## Direction
Drop the pictures, then extract the listing word for word.
╭──
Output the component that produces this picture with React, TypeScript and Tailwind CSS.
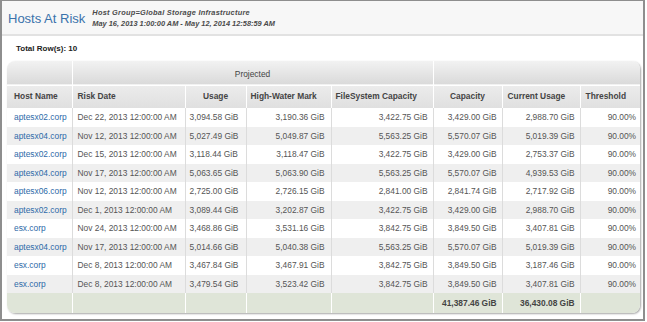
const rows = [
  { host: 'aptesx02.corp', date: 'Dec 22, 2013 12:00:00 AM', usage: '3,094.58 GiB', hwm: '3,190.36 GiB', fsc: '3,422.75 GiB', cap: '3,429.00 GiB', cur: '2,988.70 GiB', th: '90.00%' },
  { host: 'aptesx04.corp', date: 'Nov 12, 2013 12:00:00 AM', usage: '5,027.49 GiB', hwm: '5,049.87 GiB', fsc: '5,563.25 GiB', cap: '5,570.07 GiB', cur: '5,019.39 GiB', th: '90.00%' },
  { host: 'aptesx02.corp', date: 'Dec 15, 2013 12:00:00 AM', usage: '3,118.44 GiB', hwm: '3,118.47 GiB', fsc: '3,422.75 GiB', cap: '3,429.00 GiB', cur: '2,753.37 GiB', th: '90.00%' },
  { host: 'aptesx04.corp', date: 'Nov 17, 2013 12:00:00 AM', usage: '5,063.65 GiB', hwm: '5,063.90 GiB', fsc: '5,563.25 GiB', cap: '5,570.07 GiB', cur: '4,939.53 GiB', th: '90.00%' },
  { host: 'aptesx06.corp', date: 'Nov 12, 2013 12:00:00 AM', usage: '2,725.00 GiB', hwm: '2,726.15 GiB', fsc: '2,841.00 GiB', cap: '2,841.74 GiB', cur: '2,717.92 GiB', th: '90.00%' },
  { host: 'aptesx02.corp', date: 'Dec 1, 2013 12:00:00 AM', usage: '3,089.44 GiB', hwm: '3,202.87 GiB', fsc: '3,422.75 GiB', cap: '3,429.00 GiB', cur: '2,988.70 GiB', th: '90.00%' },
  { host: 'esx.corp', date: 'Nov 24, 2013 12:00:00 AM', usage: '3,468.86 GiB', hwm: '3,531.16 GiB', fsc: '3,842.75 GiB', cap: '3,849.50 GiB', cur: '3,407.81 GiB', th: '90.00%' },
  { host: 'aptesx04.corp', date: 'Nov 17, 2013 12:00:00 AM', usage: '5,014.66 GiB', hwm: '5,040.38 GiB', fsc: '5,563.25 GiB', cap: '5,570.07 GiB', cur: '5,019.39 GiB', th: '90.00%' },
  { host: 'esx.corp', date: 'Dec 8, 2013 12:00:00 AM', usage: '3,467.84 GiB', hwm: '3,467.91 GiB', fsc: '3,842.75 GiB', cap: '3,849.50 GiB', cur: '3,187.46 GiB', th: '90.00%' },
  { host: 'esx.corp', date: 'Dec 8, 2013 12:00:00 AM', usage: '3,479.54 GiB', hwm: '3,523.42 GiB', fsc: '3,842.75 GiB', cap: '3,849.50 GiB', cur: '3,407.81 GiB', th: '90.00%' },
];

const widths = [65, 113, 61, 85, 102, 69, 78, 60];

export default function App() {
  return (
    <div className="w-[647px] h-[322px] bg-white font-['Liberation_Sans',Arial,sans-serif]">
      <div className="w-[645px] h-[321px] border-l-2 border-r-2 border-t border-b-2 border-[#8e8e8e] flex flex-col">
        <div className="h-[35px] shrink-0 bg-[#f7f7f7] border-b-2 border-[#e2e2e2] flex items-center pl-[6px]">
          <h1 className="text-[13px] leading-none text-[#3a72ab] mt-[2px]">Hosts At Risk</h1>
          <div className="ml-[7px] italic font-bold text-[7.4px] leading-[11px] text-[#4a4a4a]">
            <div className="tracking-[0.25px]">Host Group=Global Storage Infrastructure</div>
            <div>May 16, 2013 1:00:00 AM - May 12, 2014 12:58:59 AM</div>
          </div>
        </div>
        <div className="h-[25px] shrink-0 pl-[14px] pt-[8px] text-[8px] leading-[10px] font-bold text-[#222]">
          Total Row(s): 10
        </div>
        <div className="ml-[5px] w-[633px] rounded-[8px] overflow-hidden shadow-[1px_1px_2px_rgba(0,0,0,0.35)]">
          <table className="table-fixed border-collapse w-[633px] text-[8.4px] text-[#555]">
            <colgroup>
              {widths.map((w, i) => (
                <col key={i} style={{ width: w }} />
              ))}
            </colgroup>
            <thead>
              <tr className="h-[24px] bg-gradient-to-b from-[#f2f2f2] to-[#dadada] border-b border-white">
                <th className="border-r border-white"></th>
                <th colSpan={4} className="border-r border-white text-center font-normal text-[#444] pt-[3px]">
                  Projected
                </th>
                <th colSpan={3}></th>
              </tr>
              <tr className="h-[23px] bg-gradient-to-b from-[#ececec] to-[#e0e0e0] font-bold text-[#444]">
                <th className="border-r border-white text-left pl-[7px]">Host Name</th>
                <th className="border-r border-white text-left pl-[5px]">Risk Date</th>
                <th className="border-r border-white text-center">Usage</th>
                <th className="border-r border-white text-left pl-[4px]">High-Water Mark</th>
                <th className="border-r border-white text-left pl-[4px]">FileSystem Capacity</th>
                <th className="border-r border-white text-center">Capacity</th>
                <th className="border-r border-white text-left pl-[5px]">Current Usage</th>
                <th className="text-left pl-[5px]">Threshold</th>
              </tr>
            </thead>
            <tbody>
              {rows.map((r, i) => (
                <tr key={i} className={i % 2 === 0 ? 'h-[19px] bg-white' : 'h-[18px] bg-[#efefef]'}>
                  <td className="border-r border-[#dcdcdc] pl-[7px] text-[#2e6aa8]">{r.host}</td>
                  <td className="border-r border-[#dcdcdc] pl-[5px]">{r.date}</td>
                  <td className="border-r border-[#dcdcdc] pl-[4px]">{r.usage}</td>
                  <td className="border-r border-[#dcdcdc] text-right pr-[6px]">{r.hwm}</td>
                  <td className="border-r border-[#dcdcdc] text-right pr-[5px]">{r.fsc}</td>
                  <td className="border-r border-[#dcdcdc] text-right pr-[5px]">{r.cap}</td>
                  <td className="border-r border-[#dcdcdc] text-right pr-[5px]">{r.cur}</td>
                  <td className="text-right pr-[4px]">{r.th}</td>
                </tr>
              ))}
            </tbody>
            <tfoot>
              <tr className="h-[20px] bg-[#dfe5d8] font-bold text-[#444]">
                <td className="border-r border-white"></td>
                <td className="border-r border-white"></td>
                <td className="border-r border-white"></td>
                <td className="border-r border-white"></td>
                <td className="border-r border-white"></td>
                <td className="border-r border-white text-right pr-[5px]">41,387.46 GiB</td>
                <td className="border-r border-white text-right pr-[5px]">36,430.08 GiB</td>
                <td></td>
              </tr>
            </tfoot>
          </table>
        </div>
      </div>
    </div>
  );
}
╰──
## Answer to the problem
Output the component that produces this picture with React, TypeScript and Tailwind CSS.
const rows = [
  { host: 'aptesx02.corp', date: 'Dec 22, 2013 12:00:00 AM', usage: '3,094.58 GiB', hwm: '3,190.36 GiB', fsc: '3,422.75 GiB', cap: '3,429.00 GiB', cur: '2,988.70 GiB', th: '90.00%' },
  { host: 'aptesx04.corp', date: 'Nov 12, 2013 12:00:00 AM', usage: '5,027.49 GiB', hwm: '5,049.87 GiB', fsc: '5,563.25 GiB', cap: '5,570.07 GiB', cur: '5,019.39 GiB', th: '90.00%' },
  { host: 'aptesx02.corp', date: 'Dec 15, 2013 12:00:00 AM', usage: '3,118.44 GiB', hwm: '3,118.47 GiB', fsc: '3,422.75 GiB', cap: '3,429.00 GiB', cur: '2,753.37 GiB', th: '90.00%' },
  { host: 'aptesx04.corp', date: 'Nov 17, 2013 12:00:00 AM', usage: '5,063.65 GiB', hwm: '5,063.90 GiB', fsc: '5,563.25 GiB', cap: '5,570.07 GiB', cur: '4,939.53 GiB', th: '90.00%' },
  { host: 'aptesx06.corp', date: 'Nov 12, 2013 12:00:00 AM', usage: '2,725.00 GiB', hwm: '2,726.15 GiB', fsc: '2,841.00 GiB', cap: '2,841.74 GiB', cur: '2,717.92 GiB', th: '90.00%' },
  { host: 'aptesx02.corp', date: 'Dec 1, 2013 12:00:00 AM', usage: '3,089.44 GiB', hwm: '3,202.87 GiB', fsc: '3,422.75 GiB', cap: '3,429.00 GiB', cur: '2,988.70 GiB', th: '90.00%' },
  { host: 'esx.corp', date: 'Nov 24, 2013 12:00:00 AM', usage: '3,468.86 GiB', hwm: '3,531.16 GiB', fsc: '3,842.75 GiB', cap: '3,849.50 GiB', cur: '3,407.81 GiB', th: '90.00%' },
  { host: 'aptesx04.corp', date: 'Nov 17, 2013 12:00:00 AM', usage: '5,014.66 GiB', hwm: '5,040.38 GiB', fsc: '5,563.25 GiB', cap: '5,570.07 GiB', cur: '5,019.39 GiB', th: '90.00%' },
  { host: 'esx.corp', date: 'Dec 8, 2013 12:00:00 AM', usage: '3,467.84 GiB', hwm: '3,467.91 GiB', fsc: '3,842.75 GiB', cap: '3,849.50 GiB', cur: '3,187.46 GiB', th: '90.00%' },
  { host: 'esx.corp', date: 'Dec 8, 2013 12:00:00 AM', usage: '3,479.54 GiB', hwm: '3,523.42 GiB', fsc: '3,842.75 GiB', cap: '3,849.50 GiB', cur: '3,407.81 GiB', th: '90.00%' },
];

const widths = [65, 113, 61, 85, 102, 69, 78, 60];

export default function App() {
  return (
    <div className="w-[647px] h-[322px] bg-white font-['Liberation_Sans',Arial,sans-serif]">
      <div className="w-[645px] h-[321px] border-l-2 border-r-2 border-t border-b-2 border-[#8e8e8e] flex flex-col">
        <div className="h-[35px] shrink-0 bg-[#f7f7f7] border-b-2 border-[#e2e2e2] flex items-center pl-[6px]">
          <h1 className="text-[13px] leading-none text-[#3a72ab] mt-[2px]">Hosts At Risk</h1>
          <div className="ml-[7px] italic font-bold text-[7.4px] leading-[11px] text-[#4a4a4a]">
            <div className="tracking-[0.25px]">Host Group=Global Storage Infrastructure</div>
            <div>May 16, 2013 1:00:00 AM - May 12, 2014 12:58:59 AM</div>
          </div>
        </div>
        <div className="h-[25px] shrink-0 pl-[14px] pt-[8px] text-[8px] leading-[10px] font-bold text-[#222]">
          Total Row(s): 10
        </div>
        <div className="ml-[5px] w-[633px] rounded-[8px] overflow-hidden shadow-[1px_1px_2px_rgba(0,0,0,0.35)]">
          <table className="table-fixed border-collapse w-[633px] text-[8.4px] text-[#555]">
            <colgroup>
              {widths.map((w, i) => (
                <col key={i} style={{ width: w }} />
              ))}
            </colgroup>
            <thead>
              <tr className="h-[24px] bg-gradient-to-b from-[#f2f2f2] to-[#dadada] border-b border-white">
                <th className="border-r border-white"></th>
                <th colSpan={4} className="border-r border-white text-center font-normal text-[#444] pt-[3px]">
                  Projected
                </th>
                <th colSpan={3}></th>
              </tr>
              <tr className="h-[23px] bg-gradient-to-b from-[#ececec] to-[#e0e0e0] font-bold text-[#444]">
                <th className="border-r border-white text-left pl-[7px]">Host Name</th>
                <th className="border-r border-white text-left pl-[5px]">Risk Date</th>
                <th className="border-r border-white text-center">Usage</th>
                <th className="border-r border-white text-left pl-[4px]">High-Water Mark</th>
                <th className="border-r border-white text-left pl-[4px]">FileSystem Capacity</th>
                <th className="border-r border-white text-center">Capacity</th>
                <th className="border-r border-white text-left pl-[5px]">Current Usage</th>
                <th className="text-left pl-[5px]">Threshold</th>
              </tr>
            </thead>
            <tbody>
              {rows.map((r, i) => (
                <tr key={i} className={i % 2 === 0 ? 'h-[19px] bg-white' : 'h-[18px] bg-[#efefef]'}>
                  <td className="border-r border-[#dcdcdc] pl-[7px] text-[#2e6aa8]">{r.host}</td>
                  <td className="border-r border-[#dcdcdc] pl-[5px]">{r.date}</td>
                  <td className="border-r border-[#dcdcdc] pl-[4px]">{r.usage}</td>
                  <td className="border-r border-[#dcdcdc] text-right pr-[6px]">{r.hwm}</td>
                  <td className="border-r border-[#dcdcdc] text-right pr-[5px]">{r.fsc}</td>
                  <td className="border-r border-[#dcdcdc] text-right pr-[5px]">{r.cap}</td>
                  <td className="border-r border-[#dcdcdc] text-right pr-[5px]">{r.cur}</td>
                  <td className="text-right pr-[4px]">{r.th}</td>
                </tr>
              ))}
            </tbody>
            <tfoot>
              <tr className="h-[20px] bg-[#dfe5d8] font-bold text-[#444]">
                <td className="border-r border-white"></td>
                <td className="border-r border-white"></td>
                <td className="border-r border-white"></td>
                <td className="border-r border-white"></td>
                <td className="border-r border-white"></td>
                <td className="border-r border-white text-right pr-[5px]">41,387.46 GiB</td>
                <td className="border-r border-white text-right pr-[5px]">36,430.08 GiB</td>
                <td></td>
              </tr>
            </tfoot>
          </table>
        </div>
      </div>
    </div>
  );
}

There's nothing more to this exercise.